The superior performance of the MCO-IDM model stems from its core design philosophy of multi-objective fusion and multi-strategy coordination. Unlike traditional intrusion detection models that rely on single-objective optimization or simple strategy combinations, MCO-IDM synchronously optimizes conflicting objectives such as feature quantity, detection accuracy, and false alarm rate through a dynamic multi-objective trade-off mechanism. Specifically, the collaborative multi-objective butterfly optimization algorithm introduced by the model not only integrates the global exploration capability of the butterfly optimization algorithm but also enhances the search efficiency of the solution space through differential evolution crossover and adaptive mutation strategies, avoiding local optima. The Pareto front search and non-dominated sorting mechanism ensure that the model maintains diversity and convergence of the solution set during the iterative process, thereby achieving precise balance in high-dimensional feature redundancy environments.
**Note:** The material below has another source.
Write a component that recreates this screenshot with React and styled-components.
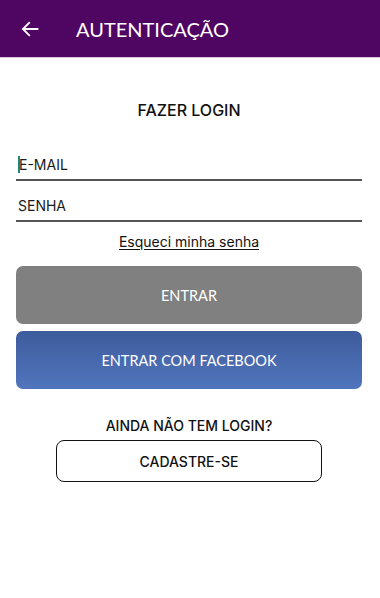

Furthermore, the model enhances its generalization ability through the collaborative feedback of feature selection and classifier parameter optimization. The feature selection module pre-filters are based on information gain to reduce the search space, while the SVM parameters are simultaneously optimized through CMO-BOA, forming a closed-loop adjustment. This collaborative mechanism effectively mitigates the impact of the dimensionality disaster on detection accuracy and simultaneously responds to changes in network environment through dynamic weight adjustment, making the model exhibit strong adaptability in dealing with class imbalance and zero-day attacks. Additionally, multi-strategy integration endows the model with good scalability, allowing it to maintain linear computational complexity across different data scales. This stands in stark contrast to traditional deep learning models, where computational overhead grows exponentially with data volume.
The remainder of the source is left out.